I read this topic with great interest. It is similar to what I have been attempting for several years. I have neither the experience nor the discipline that @alan has, and cannot begin to attempt to guide you in those matters. I thought I could comment on lessons learned from my own experience.
Almost all of my Frankentrees are on MM111. They have been very slow to bear. My dear friend @PomGranny has pointed out, and rightly so, that I am pruning the crap out of them to their detriment. I confess to the same. The grafts have borne when the tree has not, but that’s ok with me. MM111 offers a tremendous number of grafting spots. Mine are generally modified central leader. Without that modification they have reached 15 feet+, and this is not a workable height for me. You can see by my photos that my grafts are primarily on the lowest part of the tree, with the base variety higher where I prefer not to work.

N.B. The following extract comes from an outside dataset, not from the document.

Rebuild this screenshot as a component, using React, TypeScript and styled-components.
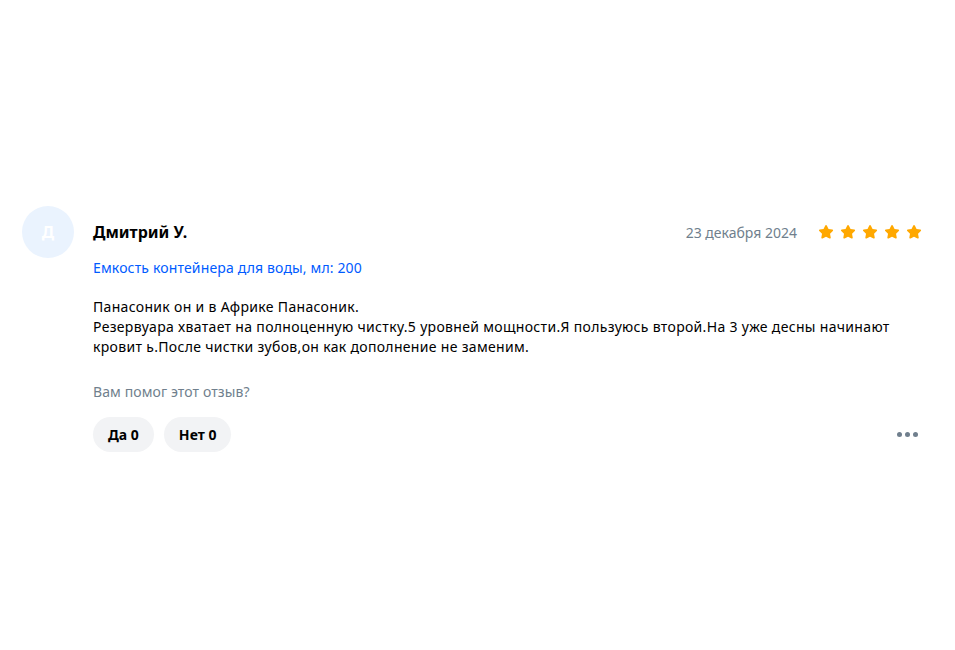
import React from "react";
import styled, { createGlobalStyle } from "styled-components";

const Global = createGlobalStyle`
  html, body { margin: 0; padding: 0; background: #fff; }
  body { font-family: "Noto Sans", "Liberation Sans", sans-serif; color: #001a34; }
`;

const Page = styled.div`
  width: 955px;
  height: 650px;
  box-sizing: border-box;
  padding: 206px 32px 0 22px;
`;

const Review = styled.div`
  display: flex;
  gap: 19px;
`;

const Avatar = styled.div`
  flex: none;
  width: 52px;
  height: 52px;
  border-radius: 50%;
  background: #eaf3fe;
  color: #fff;
  font-weight: 700;
  font-size: 16px;
  display: flex;
  align-items: center;
  justify-content: center;
`;

const Body = styled.div`
  flex: 1;
  display: flex;
  flex-direction: column;
  padding-top: 14px;
`;

const HeadRow = styled.div`
  display: flex;
  align-items: center;
  height: 24px;
`;

const Name = styled.div`
  font-size: 16px;
  font-weight: 700;
  color: #000;
  flex: 1;
`;

const DateText = styled.div`
  font-size: 14px;
  color: #707f8d;
  margin-right: 20px;
`;

const Stars = styled.div`
  display: flex;
  gap: 4px;
`;

const Variant = styled.div`
  margin-top: 14px;
  font-size: 14px;
  letter-spacing: 0.15px;
  color: #005bff;
  line-height: 20px;
`;

const Text = styled.div`
  margin-top: 19px;
  font-size: 14px;
  letter-spacing: 0.32px;
  line-height: 20px;
  color: #000;
`;

const Question = styled.div`
  margin-top: 25px;
  font-size: 14px;
  letter-spacing: 0.1px;
  line-height: 20px;
  color: #707f8d;
`;

const ActionRow = styled.div`
  display: flex;
  align-items: center;
  gap: 10px;
  margin-top: 15px;
`;

const Pill = styled.button`
  border: none;
  background: #f2f3f5;
  border-radius: 18px;
  height: 35px;
  padding: 0 15px;
  font-family: inherit;
  font-size: 14px;
  font-weight: 700;
  color: #000;
`;

const More = styled.div`
  margin-left: auto;
  display: flex;
  gap: 3px;
  padding-right: 5px;
`;

const Dot = styled.span`
  width: 5px;
  height: 5px;
  border-radius: 50%;
  background: #707f8d;
`;

const Star = () => (
  <svg width="18" height="18" viewBox="0 0 24 24">
    <path
      d="M12 2.6c.5 0 .9.3 1.1.7l2.3 4.7 5.1.8c.9.1 1.3 1.3.6 1.9l-3.7 3.6.9 5.1c.2.9-.8 1.6-1.6 1.2L12 18.2l-4.6 2.4c-.8.4-1.8-.3-1.6-1.2l.9-5.1-3.7-3.6c-.7-.6-.3-1.8.6-1.9l5.1-.8 2.3-4.7c.2-.4.6-.7 1-.7z"
      fill="#ffa800"
    />
  </svg>
);

export default function App() {
  return (
    <>
      <Global />
      <Page>
        <Review>
          <Avatar>Д</Avatar>
          <Body>
            <HeadRow>
              <Name>Дмитрий У.</Name>
              <DateText>23 декабря 2024</DateText>
              <Stars>
                {[0, 1, 2, 3, 4].map((i) => (
                  <Star key={i} />
                ))}
              </Stars>
            </HeadRow>
            <Variant>Емкость контейнера для воды, мл: 200</Variant>
            <Text>
              Панасоник он и в Африке Панасоник.
              <br />
              Резервуара хватает на полноценную чистку.5 уровней мощности.Я пользуюсь второй.На 3 уже десны начинают кровит ь.После чистки зубов,он как дополнение не заменим.
            </Text>
            <Question>Вам помог этот отзыв?</Question>
            <ActionRow>
              <Pill>Да 0</Pill>
              <Pill>Нет 0</Pill>
              <More>
                <Dot />
                <Dot />
                <Dot />
              </More>
            </ActionRow>
          </Body>
        </Review>
      </Page>
    </>
  );
}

I have designated some of my trees as primary recipients of limbertwigs, russets, and red fleshed. As has been pointed out, you are not going to get all of any of these apples on one tree. I have managed to get about 12 limbertwig varieties on my old fashioned LT so far, and I’m still adding.
I started grafting 5 or 6 years into the trees life, and I hesitated to cut a scaffold or sometimes even laterals back to their origin and shorten one side of the tree significantly over the other. Basically I threw a bunch of grafts on it to see what would stick, often pretty far out from the trunk. As a result I ended up with a bunch of random grafts at the end of branches. I have now started to remove grafts favoring one variety over another. On those I wanted to maintain, I have put multiple grafts of the same variety all along the branch.
Old Fashioned LT
Here’s a bunch of Eves Delight grafts all along the same scaffold. I could have saved myself a lot of headache by grafting one to a shortened branch which would have grown out to make the same.

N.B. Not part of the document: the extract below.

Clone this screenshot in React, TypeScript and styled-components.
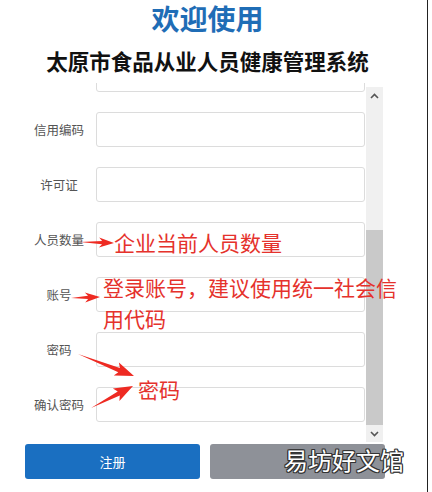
import React, { useLayoutEffect, useRef } from "react";
import styled, { createGlobalStyle } from "styled-components";

const GlobalStyle = createGlobalStyle`
  html, body {
    margin: 0;
    padding: 0;
    background: #fff;
  }
  * { box-sizing: border-box; }
`;

const FONT = `"Noto Sans CJK SC", "Noto Sans", sans-serif`;

// 页面外框
const Page = styled.div`
  position: relative;
  width: 428px;
  height: 492px;
  border-right: 1px solid #222;
  font-family: ${FONT};
  overflow: hidden;
`;

const Header = styled.header`
  padding-right: 12px;
  text-align: center;
`;

const Welcome = styled.h1`
  margin: 0;
  height: 36px;
  line-height: 36px;
  font-size: 28px;
  font-weight: 700;
  color: #1f6db6;
`;

const SystemName = styled.h2`
  margin: 10px 0 0;
  height: 30px;
  line-height: 30px;
  font-size: 21.5px;
  font-weight: 700;
  color: #111;
`;

const Panel = styled.div`
  display: flex;
  margin-top: 7px;
  height: 359px;
  width: 383px;
`;

const Viewport = styled.div`
  flex: 1;
  overflow-y: scroll;
  scrollbar-width: none;
  &::-webkit-scrollbar { display: none; }
`;

const FormBody = styled.div`
  padding-bottom: 20px;
`;

const Row = styled.div`
  display: grid;
  grid-template-columns: 84px 269px;
  column-gap: 12px;
  align-items: center;
  height: 35px;
  margin-bottom: 20px;
`;

const Label = styled.label`
  padding-left: 34px;
  text-align: center;
  font-size: 12.5px;
  color: #555;
  white-space: nowrap;
`;

const Field = styled.input`
  width: 100%;
  height: 35px;
  border: 1px solid #dcdcdc;
  border-radius: 3px;
  background: #fff;
  outline: none;
  font-family: ${FONT};
`;

// 仿滚动条
const ScrollBar = styled.div`
  width: 17px;
  margin-top: 4px;
  display: flex;
  flex-direction: column;
  background: #f0f0f0;
`;

const ScrollButton = styled.div`
  height: 17px;
  display: flex;
  align-items: center;
  justify-content: center;
`;

const Track = styled.div`
  flex: 1;
  display: flex;
  flex-direction: column;
  justify-content: flex-end;
`;

const Thumb = styled.div`
  height: 195px;
  background: #c9c9c9;
`;

const Buttons = styled.div`
  display: flex;
  gap: 10px;
  padding-left: 25px;
  margin-top: 2px;
`;

const Button = styled.button<{ $tone: "primary" | "muted" }>`
  width: 175px;
  height: 35px;
  border: none;
  border-radius: 3px;
  background: ${(p) => (p.$tone === "primary" ? "#1a6fc1" : "#8e9198")};
  color: #fff;
  font-family: ${FONT};
  font-size: 13px;
`;

// 标注层
const Overlay = styled.svg`
  position: absolute;
  inset: 0;
  pointer-events: none;
`;

const Note = styled.div<{ $x: number; $y: number; $w?: number }>`
  position: absolute;
  left: ${(p) => p.$x}px;
  top: ${(p) => p.$y}px;
  width: ${(p) => (p.$w ? `${p.$w}px` : "auto")};
  font-size: 21px;
  line-height: 31px;
  color: #e5322c;
  white-space: ${(p) => (p.$w ? "normal" : "nowrap")};
  pointer-events: none;
`;

const Watermark = styled.div`
  position: absolute;
  left: 284px;
  top: 445px;
  font-size: 24px;
  line-height: 30px;
  color: #fff;
  text-shadow: 1px 1px 0 #333, -1px -1px 0 #333, 1px -1px 0 #333, -1px 1px 0 #333,
    0 1px 0 #333, 1px 0 0 #333, 0 -1px 0 #333, -1px 0 0 #333;
`;

const fields = ["企业名称", "企业地址", "信用编码", "许可证", "人员数量", "账号", "密码", "确认密码"];

const Chevron = ({ up }: { up?: boolean }) => (
  <svg width="9" height="6" viewBox="0 0 9 6">
    <path
      d={up ? "M1 5 L4.5 1.5 L8 5" : "M1 1 L4.5 4.5 L8 1"}
      fill="none"
      stroke="#555"
      strokeWidth="1.6"
    />
  </svg>
);

// 红色箭头：尾部细、头部宽
function arrowPoints(x1: number, y1: number, x2: number, y2: number, head: number, hw: number, bw: number) {
  const dx = x2 - x1;
  const dy = y2 - y1;
  const len = Math.hypot(dx, dy);
  const ux = dx / len;
  const uy = dy / len;
  const nx = -uy;
  const ny = ux;
  const at = (u: number, v: number) => `${(x1 + ux * u + nx * v).toFixed(1)},${(y1 + uy * u + ny * v).toFixed(1)}`;
  return [
    at(0, 0),
    at(len - head, -bw),
    at(len - head - 3, -hw),
    at(len, 0),
    at(len - head - 3, hw),
    at(len - head, bw),
  ].join(" ");
}

const arrows = [
  [80, 242, 114, 243, 12, 5, 1.6],
  [71, 298, 100, 297, 12, 5, 1.6],
  [78, 354, 134, 376, 16, 7, 2.2],
  [91, 408, 133, 386, 16, 7, 2.2],
] as const;

export default function App() {
  const viewRef = useRef<HTMLDivElement>(null);

  useLayoutEffect(() => {
    // 信用编码 行顶部对齐到 y≈112
    if (viewRef.current) viewRef.current.scrollTop = 81;
  }, []);

  return (
    <Page>
      <GlobalStyle />
      <Header>
        <Welcome>欢迎使用</Welcome>
        <SystemName>太原市食品从业人员健康管理系统</SystemName>
      </Header>

      <Panel>
        <Viewport ref={viewRef}>
          <FormBody>
            {fields.map((name) => (
              <Row key={name}>
                <Label>{name}</Label>
                <Field type={name.includes("密码") ? "password" : "text"} />
              </Row>
            ))}
          </FormBody>
        </Viewport>
        <ScrollBar>
          <ScrollButton>
            <Chevron up />
          </ScrollButton>
          <Track>
            <Thumb />
          </Track>
          <ScrollButton>
            <Chevron />
          </ScrollButton>
        </ScrollBar>
      </Panel>

      <Buttons>
        <Button $tone="primary">注册</Button>
        <Button $tone="muted" />
      </Buttons>

      <Overlay width="428" height="492" viewBox="0 0 428 492">
        {arrows.map((a, i) => (
          <polygon key={i} points={arrowPoints(a[0], a[1], a[2], a[3], a[4], a[5], a[6])} fill="#ee2a22" />
        ))}
      </Overlay>
      <Note $x={114} $y={227}>企业当前人员数量</Note>
      <Note $x={103} $y={272} $w={300}>登录账号，建议使用统一社会信用代码</Note>
      <Note $x={138} $y={374}>密码</Note>
      <Watermark>易坊好文馆</Watermark>
    </Page>
  );
}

Same goes for my pink delight scaffold.
I picked a backup tree for russets. My main tree is Jonathan. Or as my grandson Nathan read to me this weekend " Jo- Nathan."
Russets
My back up is Liberty.
My main red fleshed tree is Wolf River. It has an open center due to fireblight and aggressive pruning 4 or 5 years ago. The disadvantage I see is that while the length of the scaffolds and thus the number of laterals can change, there will be no new higher scaffolds to graft on. What you see is what you get.
Red fleshed grafts
I admire your planning process early in the game, and wish you the best of success! To those who can’t fathom why on earth a person would want to put new varieties on a tree (my daughter Jennifer) they don’t know what they are missing!
BTW, the different colors of tape I use in labeling mean absolutely nothing–whatever is on hand. All the colors are a bit overwhelming, perhaps even comical. That just adds to the fun. People drive by and wonder what the hell is going on in the orchard. Actually I wonder that myself much of the time.